Events like what happened on Wednesday Morning are extremely hard to forecast, but Meteorologists at the National Weather Service are paving the way to be able to forecast snow squalls with better accuracy. Meteorologist Bryan Schuerman has the details from State College.
STATE COLLEGE, CENTRE COUNTY, PENNSYLVANIA (WHAG) - Events like what happened on Wednesday Morning are extremely hard to forecast, but Meteorologists at the National Weather Service are paving the way to be able to forecast snow squalls with better accuracy, hopefully, that will save lives and prevent tragedies like the one our community experienced yesterday.  

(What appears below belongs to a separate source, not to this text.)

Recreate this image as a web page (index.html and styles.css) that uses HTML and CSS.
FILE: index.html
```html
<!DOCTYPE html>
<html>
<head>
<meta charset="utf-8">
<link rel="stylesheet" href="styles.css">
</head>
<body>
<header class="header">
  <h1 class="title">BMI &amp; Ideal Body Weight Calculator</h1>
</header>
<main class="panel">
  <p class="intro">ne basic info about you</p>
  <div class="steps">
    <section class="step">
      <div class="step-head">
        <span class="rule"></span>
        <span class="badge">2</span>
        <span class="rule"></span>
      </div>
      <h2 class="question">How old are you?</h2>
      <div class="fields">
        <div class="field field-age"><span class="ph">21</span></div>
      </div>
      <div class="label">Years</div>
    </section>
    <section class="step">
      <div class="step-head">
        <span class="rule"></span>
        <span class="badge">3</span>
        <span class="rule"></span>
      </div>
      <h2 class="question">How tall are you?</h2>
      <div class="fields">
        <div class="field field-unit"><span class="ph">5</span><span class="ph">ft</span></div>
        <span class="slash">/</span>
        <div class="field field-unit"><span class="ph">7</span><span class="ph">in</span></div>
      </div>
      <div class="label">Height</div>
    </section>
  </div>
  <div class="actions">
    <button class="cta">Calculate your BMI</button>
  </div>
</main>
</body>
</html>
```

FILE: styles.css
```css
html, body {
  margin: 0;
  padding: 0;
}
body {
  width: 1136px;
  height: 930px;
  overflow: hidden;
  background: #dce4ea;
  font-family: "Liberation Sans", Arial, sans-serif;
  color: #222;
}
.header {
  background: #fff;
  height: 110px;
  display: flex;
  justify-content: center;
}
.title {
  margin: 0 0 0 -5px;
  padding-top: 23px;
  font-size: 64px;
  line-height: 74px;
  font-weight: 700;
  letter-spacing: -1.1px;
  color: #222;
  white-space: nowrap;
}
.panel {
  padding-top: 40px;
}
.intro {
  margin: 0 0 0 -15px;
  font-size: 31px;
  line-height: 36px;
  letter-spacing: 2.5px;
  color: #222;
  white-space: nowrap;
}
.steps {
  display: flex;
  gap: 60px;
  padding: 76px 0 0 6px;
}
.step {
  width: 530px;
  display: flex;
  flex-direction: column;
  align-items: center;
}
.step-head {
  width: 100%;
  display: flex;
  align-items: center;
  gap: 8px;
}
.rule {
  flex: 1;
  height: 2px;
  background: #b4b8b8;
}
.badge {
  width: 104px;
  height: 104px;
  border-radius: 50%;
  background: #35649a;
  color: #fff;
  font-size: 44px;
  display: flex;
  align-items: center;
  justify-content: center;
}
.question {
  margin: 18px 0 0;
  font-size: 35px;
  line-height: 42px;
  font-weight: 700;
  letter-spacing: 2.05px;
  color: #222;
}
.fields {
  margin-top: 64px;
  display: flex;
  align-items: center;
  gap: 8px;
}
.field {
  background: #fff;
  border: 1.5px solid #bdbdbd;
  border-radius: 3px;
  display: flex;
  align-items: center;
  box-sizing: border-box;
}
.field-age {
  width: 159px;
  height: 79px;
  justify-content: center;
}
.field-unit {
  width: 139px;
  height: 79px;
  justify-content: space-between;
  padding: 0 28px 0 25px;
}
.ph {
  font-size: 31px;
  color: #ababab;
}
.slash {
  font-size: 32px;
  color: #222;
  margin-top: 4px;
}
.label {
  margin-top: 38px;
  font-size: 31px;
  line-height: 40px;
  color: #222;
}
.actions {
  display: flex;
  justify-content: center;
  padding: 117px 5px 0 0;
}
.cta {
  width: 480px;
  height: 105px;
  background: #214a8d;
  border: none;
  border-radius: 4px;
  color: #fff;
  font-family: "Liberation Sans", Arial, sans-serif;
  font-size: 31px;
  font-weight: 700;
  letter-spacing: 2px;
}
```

This was the scene along Interstate 81 in Berkeley County, West Virginia on Wednesday morning. Drivers said from out the blue skies emerged a sudden, a blinding snow squall.
 
"These snow squalls and snow streamers can drop very heavy amounts of snow in a short period of time. They can drop an inch of snow in 30 minutes, 45 minutes, And can really impact driving conditions”, said Peter Jung, Warning Coordination Meteorologist at the National Weather Service Forecast Office in State College, Pennsylvania
 
Wednesday morning's snow squall dropped close to an inch of snow in just a matter of minutes, but perhaps just as scary is nobody knew this was coming. In fact, even with all of the tools available to the National Weather Service, these types of storms often go undetected until it's too late.
 
Jung says, "They really fall underneath the threshold of our warning products. There's some products we can issue such as Special Weather Statements to alert the public that these heavy snow events are coming.”
 
The silver lining among these white-outs is technology is improving, and experts have made significant progress that could make it easier to accurately predict these types of snow events.
 
"I think one of the big improvements, not just in our office but in weather forecasting in general, is the development of these high resolution models that really can pick out of some these little features rather than the large scale models for the entire country or the entire hemisphere”, Jung says.
 
Meteorologists in State College are currently using these models in an experimental program to try to stay one step ahead of when the snow might fall.
 
Jung adds,"We have an agreement set up with the Pennsylvania State Police and PENNDOT to send them notifications that something might be coming a few days in advance it's kind of a real general outlook, but kinda giving people a heads up that something is coming.”
 
Right now, this program is just being used along the Interstate 80 Corridor in Northern Pennsylvania because, that’s there these snow squalls normally occur most frequently due to the proximity to the Great Lakes, but down the road, this program could be expanded to cover more area, because as we learned yesterday, if the atmospheric conditions are right, these little snow squalls can cause a lot of problems.